My kind of meat stew – once tried in a Bradford restaurant, and not forgotten. The meat was a cheap (the best!) cut, cooked VERY long and slow to fall apart, with the bones for maximum flavour.
Served simply, with naan or chapati, and a garnish of fresh coriander leaves, slivers of ginger, and lemon wedges.
Goes without saying that a dish this good has several histories – each as good as the other. I like those which suggest it was a favourite of 18th century Mughal princes, a breakfast dish to “greet the day” (the name is from the Arabic, nihaar; “day”, as in the hours between sunrise and sunset). Cooked overnight. Just the garnish to add, and tuck in after the dawn (Fajr) prayer.
You want the real stuff? Try this.
- The stew
- 1 kg of mutton
- Your call. While you obviously want meat, you also want all the extra flavour from bones. The recipes I’ve looked at call for mutton shank or leg (cut in slices), which gives you all the richness of marrow bones (and the simple pleasure of noisily sucking them). However, “my” butcher has started selling mutton necks, so I’ll try that first – mutton scrag is such good eating.
- 4 tbsp ghee/butter/oil
- 2 medium onions, finely sliced
- 1 tsp each, of ginger paste and garlic paste; or near equivalent 😉
- 2 tsp ground coriander
- 1/2 tsp ground turmeric
- 3 tbsp nihari masala
- 3 tbsp flour
- 1 kg of mutton
- The Nihari Masala – here
- The garnish – a simple, but powerful, complement to the complexity of the stew.
- a couple of inches fresh ginger, peeled, and cut into delicate matchstick-style slivers (julienned)

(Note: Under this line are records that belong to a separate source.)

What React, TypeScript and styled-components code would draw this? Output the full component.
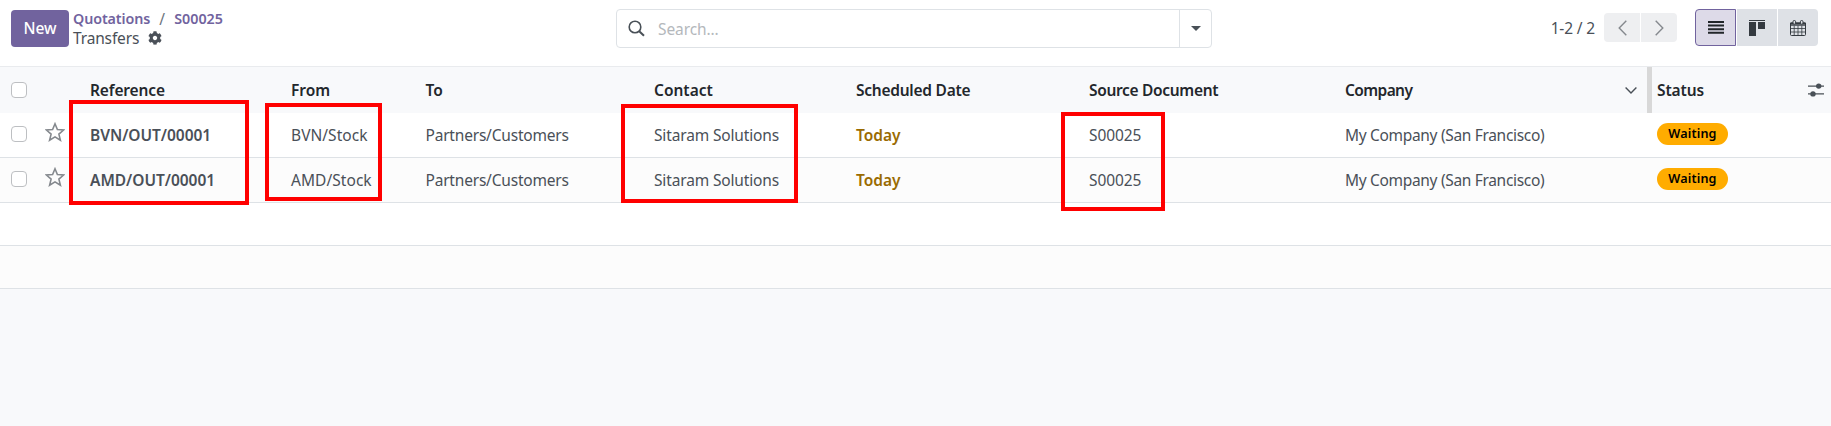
import React from 'react';
import styled, { createGlobalStyle } from 'styled-components';
import { FaCog } from 'react-icons/fa';

const Global = createGlobalStyle`
  *, *::before, *::after { box-sizing: border-box; }
  body {
    margin: 0;
    background: #f8f9fb;
    color: #4a5058;
    font: 400 15.5px/24px "Noto Sans", sans-serif;
  }
`;

const Screen = styled.div`
  position: relative;
  width: 1831px;
  height: 426px;
  overflow: hidden;
  background: #f8f9fb;
`;

const T = styled.span<{ $ls?: number }>`
  display: inline-block;
  white-space: nowrap;
  letter-spacing: ${p => p.$ls ?? 0}px;
`;

const ControlPanel = styled.header`
  display: grid;
  grid-template-columns: 616px 596px 1fr;
  height: 67px;
  padding-top: 9px;
  background: #fff;
  border-bottom: 1px solid #e9ebee;
`;

const Left = styled.div`
  display: flex;
  align-items: flex-start;
  padding: 1px 0 0 11px;
`;

const NewButton = styled.button`
  width: 58px;
  height: 37px;
  padding: 0;
  border: 0;
  border-radius: 4px;
  background: #71639e;
  color: #fff;
  font: 500 15.5px/37px "Noto Sans", sans-serif;
`;

const Crumbs = styled.div`
  padding-left: 4px;
`;

const CrumbRow = styled.div<{ $h: number }>`
  display: flex;
  align-items: center;
  height: ${p => p.$h}px;
  line-height: ${p => p.$h}px;
`;

const CrumbLink = styled.a`
  color: #71639e;
  font-size: 14.3px;
  font-weight: 600;
`;

const Slash = styled.span`
  width: 24px;
  text-align: center;
  color: #6c757d;
`;

const Gear = styled(FaCog)`
  margin-left: 9px;
  font-size: 14px;
`;

const SearchBox = styled.div`
  display: flex;
  height: 39px;
  border: 1px solid #dee2e6;
  border-radius: 4px;
`;

const SearchInput = styled.div`
  flex: 1;
  display: flex;
  align-items: center;
  padding-left: 11px;
  gap: 13px;
  color: #b4b8bc;
`;

const SearchToggle = styled.div`
  display: flex;
  align-items: center;
  justify-content: center;
  width: 32px;
  border-left: 1px solid #dee2e6;
`;

const Right = styled.div`
  display: flex;
  align-items: flex-start;
  justify-content: flex-end;
  padding-right: 13px;
`;

const Range = styled.span`
  margin: 7px 9px 0 0;
`;

const Pager = styled.div`
  display: flex;
  gap: 1px;
  margin: 4px 18px 0 0;
`;

const PagerButton = styled.div<{ $end?: boolean }>`
  display: flex;
  align-items: center;
  justify-content: center;
  width: 36px;
  height: 29px;
  background: #eeeff1;
  border-radius: ${p => (p.$end ? '0 4px 4px 0' : '4px 0 0 4px')};
`;

const Views = styled.div`
  display: flex;
  gap: 1px;
`;

const ViewButton = styled.div<{ $active?: boolean; $last?: boolean }>`
  display: flex;
  align-items: center;
  justify-content: center;
  width: ${p => (p.$active ? 41 : 40)}px;
  height: 37px;
  background: ${p => (p.$active ? '#dddae8' : '#dee1e6')};
  border: ${p => (p.$active ? '1px solid #71639e' : '0')};
  border-radius: ${p => (p.$active ? '4px 0 0 4px' : p.$last ? '0 4px 4px 0' : '0')};
`;

const Row = styled.div<{ $kind?: 'head' | 'alt' | 'empty' | 'emptyAlt' }>`
  display: grid;
  grid-template-columns: 45px 45px 201px 134.5px 228.5px 202px 233px 256px 312px 1fr;
  align-items: center;
  height: ${p => (p.$kind === 'head' ? 46 : p.$kind?.startsWith('empty') ? 43 : 45)}px;
  background: ${p => (p.$kind === 'head' ? '#f8f9fb' : p.$kind === 'alt' || p.$kind === 'emptyAlt' ? '#fcfcfc' : '#fff')};
  border-bottom: ${p => (p.$kind === 'head' ? '0' : '1px solid #dee2e6')};
  ${p => p.$kind === 'head' && 'color: #23272c; font-weight: 600;'}
`;

const Check = styled.span<{ $record?: boolean }>`
  width: 16px;
  height: 16px;
  margin: ${p => (p.$record ? '-2px' : '0')} 0 0 11px;
  border: 1px solid #bdbfc2;
  border-radius: 4px;
  background: #fff;
`;

const Strong = styled.span`
  font-weight: 600;
`;

const Today = styled.span`
  color: #9a6b01;
  font-weight: 600;
`;

const CompanyHead = styled.div`
  display: flex;
  align-items: center;
  justify-content: space-between;
  height: 46px;
  padding-right: 5px;
`;

const Resizer = styled.span`
  width: 5px;
  height: 46px;
  margin-left: 10px;
  background: #d8d8d8;
`;

const HeadTools = styled.span`
  display: flex;
  align-items: center;
`;

const StatusHead = styled.div`
  display: flex;
  align-items: center;
  justify-content: space-between;
  padding-right: 7px;
`;

const Badge = styled.span`
  display: flex;
  align-items: center;
  justify-content: center;
  width: 71px;
  height: 22px;
  margin-top: -2px;
  border-radius: 11px;
  background: #ffac00;
  color: #000;
  font-size: 12.6px;
  font-weight: 600;
`;

const StarIcon = styled.svg`
  margin-top: -6px;
`;

const Mark = styled.div<{ $x: number; $y: number; $w: number; $h: number }>`
  position: absolute;
  left: ${p => p.$x}px;
  top: ${p => p.$y}px;
  width: ${p => p.$w}px;
  height: ${p => p.$h}px;
  border: 4px solid #f00;
`;

const records = [
  { ref: 'BVN/OUT/00001', from: 'BVN/Stock' },
  { ref: 'AMD/OUT/00001', from: 'AMD/Stock' },
];

export default function App() {
  return (
    <Screen>
      <Global />
      <ControlPanel>
        <Left>
          <NewButton><T>New</T></NewButton>
          <Crumbs>
            <CrumbRow $h={18}>
              <CrumbLink><T $ls={-0.1}>Quotations</T></CrumbLink>
              <Slash>/</Slash>
              <CrumbLink><T>S00025</T></CrumbLink>
            </CrumbRow>
            <CrumbRow $h={20}><T $ls={-0.15}>Transfers</T><Gear /></CrumbRow>
          </Crumbs>
        </Left>
        <SearchBox>
          <SearchInput>
            <svg width="17" height="17" viewBox="0 0 17 17" fill="none" stroke="#495057">
              <circle cx="7" cy="7" r="5.8" strokeWidth="1.6" />
              <path d="M11.2 11.2 16 15.8" strokeWidth="2" />
            </svg>
            <T $ls={-0.1}>Search...</T>
          </SearchInput>
          <SearchToggle>
            <svg width="10" height="5" viewBox="0 0 10 5"><path d="M0 0h10L5 5z" fill="#495057" /></svg>
          </SearchToggle>
        </SearchBox>
        <Right>
          <Range><T $ls={-0.15}>1-2 / 2</T></Range>
          <Pager>
            <PagerButton>
              <svg width="9" height="16" viewBox="0 0 9 16" fill="none" stroke="#85898e" strokeWidth="1.4"><path d="M8.3.8 1.2 8l7.1 7.2" /></svg>
            </PagerButton>
            <PagerButton $end>
              <svg width="9" height="16" viewBox="0 0 9 16" fill="none" stroke="#85898e" strokeWidth="1.4"><path d="M.7.8 7.8 8 .7 15.2" /></svg>
            </PagerButton>
          </Pager>
          <Views>
            <ViewButton $active>
              <svg width="16" height="13" viewBox="0 0 16 13" fill="#212529"><path d="M0 0h16v2H0zM0 3.6h16v2H0zM0 7.2h16v2H0zM0 10.8h16v2H0z" /></svg>
            </ViewButton>
            <ViewButton>
              <svg width="16" height="16" viewBox="0 0 16 16" fill="#343a40"><path d="M0 0h16v1H0zM0 2h7v14H0zM9 2h7v7H9z" /></svg>
            </ViewButton>
            <ViewButton $last>
              <svg width="16" height="16" viewBox="0 0 16 16" fill="none" stroke="#343a40">
                <path d="M.5 3v11.5q0 1 1 1h13q1 0 1-1V3" />
                <path d="M.5 3.500h15" strokeWidth="2.500" />
                <path d="M.5 8.500h15M.5 12h15M4.200 5.500v10M8 5.500v10M11.800 5.500v10" strokeWidth=".8" />
                <path d="M.5 5.500h15" strokeWidth=".7" />
                <rect x="3" y=".5" width="2.600" height="3.700" rx="1.200" fill="#dee1e6" />
                <rect x="10.400" y=".5" width="2.600" height="3.700" rx="1.200" fill="#dee1e6" />
              </svg>
            </ViewButton>
          </Views>
        </Right>
      </ControlPanel>
      <Row $kind="head">
        <Check />
        <span />
        <T $ls={-0.13}>Reference</T>
        <T>From</T>
        <T>To</T>
        <T>Contact</T>
        <T $ls={-0.25}>Scheduled Date</T>
        <T $ls={-0.32}>Source Document</T>
        <CompanyHead>
          <T $ls={-0.6}>Company</T>
          <HeadTools>
            <svg width="12" height="7" viewBox="0 0 12 7" fill="none" stroke="#495057" strokeWidth="1.4"><path d="M.6.6 6 6 11.400.6" /></svg>
            <Resizer />
          </HeadTools>
        </CompanyHead>
        <StatusHead>
          <T $ls={-0.1}>Status</T>
          <svg width="16" height="14" viewBox="0 0 16 14" fill="#495057"><path d="M0 2.500h16v1.200H0zM0 10.300h16v1.200H0z" /><circle cx="10.700" cy="3.100" r="2.700" /><circle cx="5" cy="10.900" r="2.700" /></svg>
        </StatusHead>
      </Row>
      {records.map((r, i) => (
        <Row key={r.ref} $kind={i ? 'alt' : undefined}>
          <Check $record />
          <StarIcon width="20" height="20" viewBox="0 0 20 20" fill="none" stroke="#85898e" strokeWidth="1.6">
            <path d="M10 1.800 12.400 7.500 18.600 8 13.900 12.100 15.400 18.200 10 14.900 4.600 18.200 6.100 12.100 1.400 8 7.600 7.500z" />
          </StarIcon>
          <Strong><T $ls={-0.03}>{r.ref}</T></Strong>
          <T $ls={0.05}>{r.from}</T>
          <T $ls={-0.2}>Partners/Customers</T>
          <T $ls={-0.15}>Sitaram Solutions</T>
          <Today><T>Today</T></Today>
          <T $ls={-0.1}>S00025</T>
          <T $ls={-0.32}>My Company (San Francisco)</T>
          <Badge><T $ls={0.15}>Waiting</T></Badge>
        </Row>
      ))}
      <Row $kind="empty" />
      <Row $kind="emptyAlt" />
      <Mark $x={69} $y={100} $w={180} $h={105} />
      <Mark $x={265} $y={103} $w={117} $h={98} />
      <Mark $x={621} $y={104} $w={177} $h={99} />
      <Mark $x={1061} $y={112} $w={104} $h={99} />
    </Screen>
  );
}
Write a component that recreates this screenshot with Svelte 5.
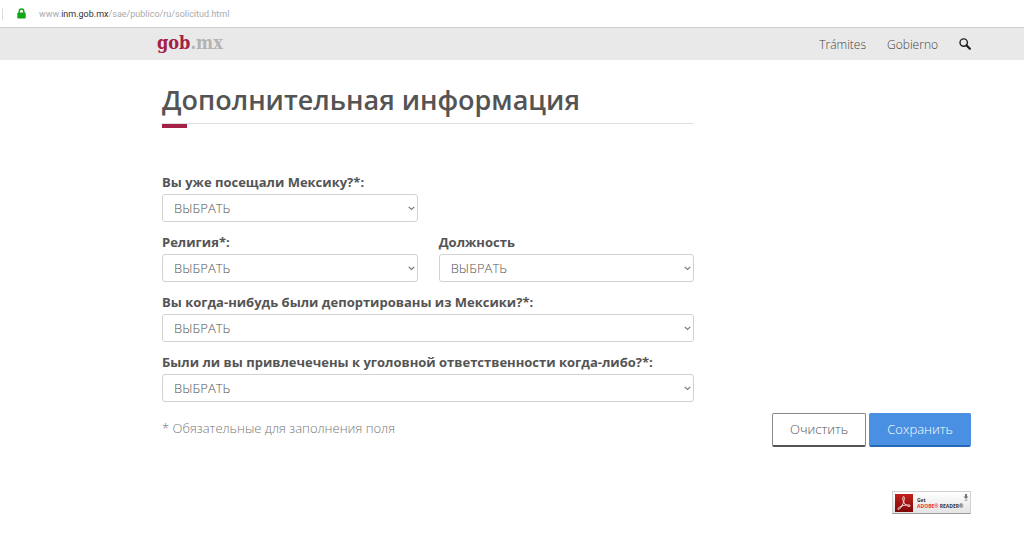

- a lemon (or lime), cut into thin wedges
- a few stalks of fresh coriander
- and maybe, just maybe, a couple of finely sliced chillies?
Method. [My apologies to Pakistani mamas the world over – I’m doing it wrong (at least according to the recipes I’m reading). But I trust it will work. Sorry, but I don’t see the point of adding a flour slurry late on in the cooking process. ***]
- Heat the ghee (or oil, oil/butter mixture) in a large pot. Dust the mutton pieces with the flour, and add to the pot. Turn regularly, until browned all over, and transfer to (my choice!) an enamelled, dimple-topped, casserole. Best done in batches, so as not to overload the pot.
- Add the sliced onions to the large pot, with the ginger paste, garlic paste, coriander and turmeric powders. Sauté until onions are starting to brown. Transfer to the casserole dish.
- Sprinkle 3 tablespoons of the Nihari Masala over the casserole contents, with salt to taste.
- Add a few cups of water to the large pot on the stove pot and deglaze – scrape off all those brown bits of flavour! – and pour over the meat and onions. You want enough water to cover the meat.
- Pop lid on to casserole, and slip into a pre-heated very slow oven (140°C, 275°F, Gas Mark 1). Leave to cook, oh so slowly and gently, for 5 hours, maybe 6, maybe more? The meat should be falling off the bone.
- Serve hot, in smallish portions (it’s potent and satisfying!), with naan or chapati. And three wee dishes of slivered ginger, lemon/lime wedges, and roughly chopped coriander leaf. And a fourth wee dish of chopped, fresh chilli, if necessary?
*** And I intend trying it out. If necessary, several times over, with my new Pakistani daughter-in-law.
I have once made Baqlawa/Baklava that turned out so well, than an Iraqi friend wanted my recipe to send back to his mother.
We shall see – can I do it again with Nihari?